President Trump sought this week to highlight his own efforts on the climate front, talking up his moves to roll back President Barack Obama’s regulatory efforts to control carbon emissions from power plants and cars, and his signing of the international Paris Agreement on climate change: “I withdrew the United States from the terrible, one-sided climate accord, was a total disaster for our country,” he told a crowd of cheering men and women in hard hats on Wednesday at a natural gas conference in Pittsburgh.

Mr. Trump’s potential Democratic presidential challengers have drafted ambitious climate change plans, many drawing from the Green New Deal, which calls for the elimination of all additional emissions of carbon dioxide in the United States by 2030. But the Green New Deal offers few specifics on how to achieve that target.

Mr. Schumer’s new plan is not nearly so ambitious, but it is specific and is aimed at rapidly replacing 63 million of the 270 million cars on American roads with zero-emissions or near-zero-emissions vehicles. If enacted, it would take a significant slice out of carbon dioxide pollution from automobiles, America’s largest producer of planet-warming emissions.

The plan also would open Democrats to the charge of corporate welfare, since the program would be a boon to automakers. A trade-in program would give consumers $392 billion in vouchers to exchange their traditional gasoline-powered vehicles for zero-carbon emissions vehicles, like electric cars. It includes a requirement that the new cars be assembled in the United States.

The bill would also include $45 billion to help cities and states install electric vehicle charging stations, and $17 billion to help automakers build or retool factories to manufacture hybrid, electric and hydrogen vehicles.

He offered no plan to pay for it.

“We’re focused on building support for this proposal,” said Justin Goodman, a spokesman for Mr. Schumer.

The program echoes the far smaller “cash for clunkers” of 2009, a $3 billion initiative that allowed consumers to trade in older, inefficient cars for new models. But that was part of a broader economic stimulus effort and came as automakers faced severe distress during the worst recession since the Great Depression.

Analysts said Mr. Schumer’s plan would most likely be effective at reducing emissions, but they were skeptical that it could win enough Republican support to pass, even with a Democratic majority.

“If this were something that Congress could pass, it could make a difference,” said Kevin Book, an analyst with ClearView Energy Partners, a nonpartisan Washington research firm. “The question is whether it could ever pass.”

Douglas Holtz-Eakin, a conservative economist who advised the presidential campaigns of Mitt Romney and John McCain, said some Republicans are interested in climate policy, but, he added, “They are focusing on innovation and leapfrog technologies. And that’s not this.”

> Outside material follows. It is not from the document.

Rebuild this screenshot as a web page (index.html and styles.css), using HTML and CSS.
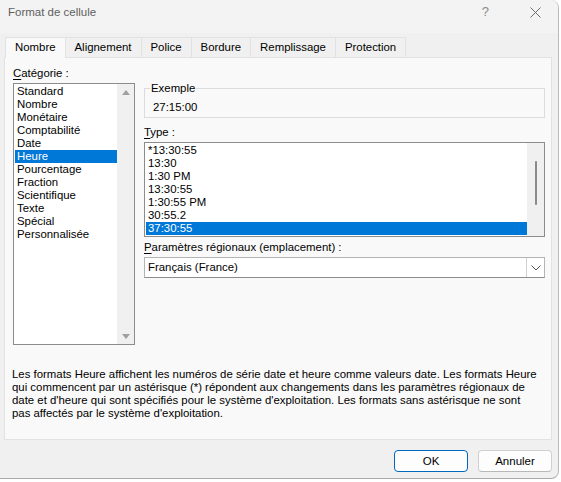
FILE: index.html
```html
<!DOCTYPE html>
<html>
<head>
  <link rel="stylesheet" href="styles.css">
</head>
<body>

  <div class="dialog">
    <div class="titlebar">
      <span class="title">Format de cellule</span>
      <span class="help">?</span>
      <span class="close">
        <svg width="11" height="11" viewBox="0 0 11 11"><path d="M0.5 0.5 L10.5 10.5 M10.5 0.5 L0.5 10.5" stroke="#6b6b6b" stroke-width="1" fill="none"/></svg>
      </span>
    </div>

    <div class="tabs">
      <div class="tab active">Nombre</div>
      <div class="tab">Alignement</div>
      <div class="tab">Police</div>
      <div class="tab">Bordure</div>
      <div class="tab">Remplissage</div>
      <div class="tab">Protection</div>
    </div>

    <div class="panel">
      <div class="columns">
        <div class="left-col">
          <div class="field-label"><u>C</u>atégorie :</div>
          <div class="listbox category-list">
            <ul class="items">
              <li>Standard</li>
              <li>Nombre</li>
              <li>Monétaire</li>
              <li>Comptabilité</li>
              <li>Date</li>
              <li class="selected">Heure</li>
              <li>Pourcentage</li>
              <li>Fraction</li>
              <li>Scientifique</li>
              <li>Texte</li>
              <li>Spécial</li>
              <li>Personnalisée</li>
            </ul>
            <div class="scrollbar arrows">
              <span class="arrow-up"></span>
              <span class="arrow-down"></span>
            </div>
          </div>
        </div>

        <div class="right-col">
          <fieldset class="sample">
            <legend>Exemple</legend>
            <div class="sample-value">27:15:00</div>
          </fieldset>

          <div class="field-label type-label"><u>T</u>ype :</div>
          <div class="listbox type-list">
            <ul class="items">
              <li>*13:30:55</li>
              <li>13:30</li>
              <li>1:30 PM</li>
              <li>13:30:55</li>
              <li>1:30:55 PM</li>
              <li>30:55.2</li>
              <li class="selected">37:30:55</li>
            </ul>
            <div class="scrollbar">
              <span class="thumb"></span>
            </div>
          </div>

          <div class="field-label locale-label"><u>P</u>aramètres régionaux (emplacement) :</div>
          <div class="combo">
            <span class="combo-value">Français (France)</span>
            <span class="combo-button">
              <svg width="10" height="6" viewBox="0 0 10 6"><path d="M0.5 0.5 L5 5 L9.5 0.5" stroke="#555" stroke-width="1" fill="none"/></svg>
            </span>
          </div>
        </div>
      </div>

      <p class="description">
        Les formats Heure affichent les numéros de série date et heure comme valeurs date. Les formats Heure<br>
        qui commencent par un astérisque (*) répondent aux changements dans les paramètres régionaux de<br>
        date et d'heure qui sont spécifiés pour le système d'exploitation. Les formats sans astérisque ne sont<br>
        pas affectés par le système d'exploitation.
      </p>
    </div>

    <div class="buttons">
      <button class="btn default">OK</button>
      <button class="btn">Annuler</button>
    </div>
  </div>

</body>
</html>
```

FILE: styles.css
```css
body {
  margin: 0;
  background: #fff;
  font-family: "Liberation Sans", Arial, sans-serif;
  font-size: 11.4px;
  color: #000;
}

.dialog {
  width: 559px;
  height: 479px;
  background: #f0f0f0;
  border-right: 1px solid #b9b9b9;
  border-bottom: 1px solid #a9a9a9;
  border-radius: 0 8px 8px 0;
  box-sizing: border-box;
}

.titlebar {
  height: 33px;
  display: flex;
  align-items: flex-start;
  background: #f3f3f3;
  border-radius: 0 8px 0 0;
}

.title {
  margin: 4px 0 0 8px;
  color: #5f5f5f;
  font-size: 11.5px;
  line-height: 16px;
}

.help {
  margin: 4px 0 0 auto;
  color: #8a8a8a;
  font-size: 13px;
  line-height: 16px;
}

.close {
  margin: 7px 17px 0 41px;
  line-height: 0;
}

.tabs {
  display: flex;
  margin: 4px 0 0 5px;
  height: 20px;
}

.tab {
  height: 20px;
  box-sizing: border-box;
  padding: 0 9px;
  line-height: 19px;
  border: 1px solid #e2e2e2;
  border-bottom: none;
  border-left: none;
  background: #f0f0f0;
  text-align: center;
}

.tab:first-child {
  border-left: 1px solid #e2e2e2;
}

.tab.active {
  background: #f9f9f9;
  height: 21px;
  position: relative;
  z-index: 1;
}

.panel {
  margin-left: 4px;
  width: 548px;
  height: 383px;
  box-sizing: border-box;
  background: #f9f9f9;
  border: 1px solid #e2e2e2;
  padding: 7px 6px 0 8px;
}

.columns {
  display: flex;
  gap: 9px;
}

.left-col {
  width: 122px;
}

.right-col {
  width: 401px;
}

.field-label {
  line-height: 16px;
  height: 16px;
  margin-bottom: 2px;
  white-space: nowrap;
}

.field-label u {
  text-decoration-thickness: 1px;
  text-underline-offset: 2px;
}

.listbox {
  display: flex;
  background: #fff;
  border: 1px solid #8c8c8c;
  box-sizing: border-box;
}

.category-list {
  height: 262px;
}

.type-list {
  height: 95px;
}

.items {
  list-style: none;
  margin: 0;
  padding: 1px 0 0 1px;
  flex: 1;
}

.items li {
  line-height: 13px;
  height: 13px;
  padding-left: 2px;
  white-space: nowrap;
}

.items li.selected {
  background: #0078d7;
  color: #fff;
}

.scrollbar {
  width: 17px;
  background: #f0f0f0;
  display: flex;
  flex-direction: column;
  align-items: center;
}

.arrows {
  justify-content: space-between;
  padding: 6px 0 5px;
  box-sizing: border-box;
}

.arrow-up,
.arrow-down {
  width: 0;
  height: 0;
  border-left: 4px solid transparent;
  border-right: 4px solid transparent;
}

.arrow-up {
  border-bottom: 5px solid #a0a0a0;
}

.arrow-down {
  border-top: 5px solid #a0a0a0;
}

.thumb {
  width: 2px;
  height: 44px;
  margin-top: 18px;
  background: #8a8a8a;
  border-radius: 1px;
}

.sample {
  margin: 15px 0 0;
  padding: 3px 8px 2px;
  border: 1px solid #dcdcdc;
  min-width: 0;
}

.sample legend {
  padding: 0 1px;
  margin-left: -3px;
  line-height: 16px;
}

.sample-value {
  line-height: 16px;
}

.type-label {
  margin-top: 6px;
}

.locale-label {
  margin-top: 2px;
}

.combo {
  display: flex;
  height: 21px;
  box-sizing: border-box;
  background: #fff;
  border: 1px solid #b4b4b4;
  border-bottom-color: #8c8c8c;
}

.combo-value {
  flex: 1;
  padding-left: 3px;
  line-height: 19px;
}

.combo-button {
  width: 17px;
  display: flex;
  align-items: center;
  justify-content: center;
  border-left: 1px solid #d0d0d0;
}

.description {
  margin: 23px 0 0 -1px;
  line-height: 13px;
  white-space: nowrap;
}

.buttons {
  display: flex;
  justify-content: flex-end;
  gap: 10px;
  margin: 10px 6px 0 0;
}

.btn {
  font-family: inherit;
  font-size: 11.5px;
  height: 22px;
  width: 74px;
  padding: 0;
  background: #fdfdfd;
  border: 1px solid #d0d0d0;
  border-bottom-color: #b8b8b8;
  border-radius: 4px;
  color: #000;
}

.btn.default {
  border: 1px solid #0067c0;
  box-shadow: inset 0 0 0 1px #fff;
}
```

Mr. Book and Mr. Holtz-Eakin noted that the proposal seems likely to favor urban and suburban drivers, who could more easily transition to lighter, smaller electric vehicles, while leaving behind rural drivers, who might still need to haul heavy loads over long distances.

Still, Mr. Schumer’s plan has drawn support from influential manufacturing groups, including General Motors and the International Brotherhood of Electrical Workers, who praised its “assembled-in-America” requirement.

And on Wednesday, two senators, Chris Coons, Democrat of Delaware, and Michael Braun, Republican of Indiana, launched the first bipartisan Senate caucus devoted to fighting climate change. The pair said they intend to keep the caucus truly bipartisan by allowing only equal numbers of members from each party. The two-member caucus said it expected its Republican numbers to grow to “four or five” in the coming weeks.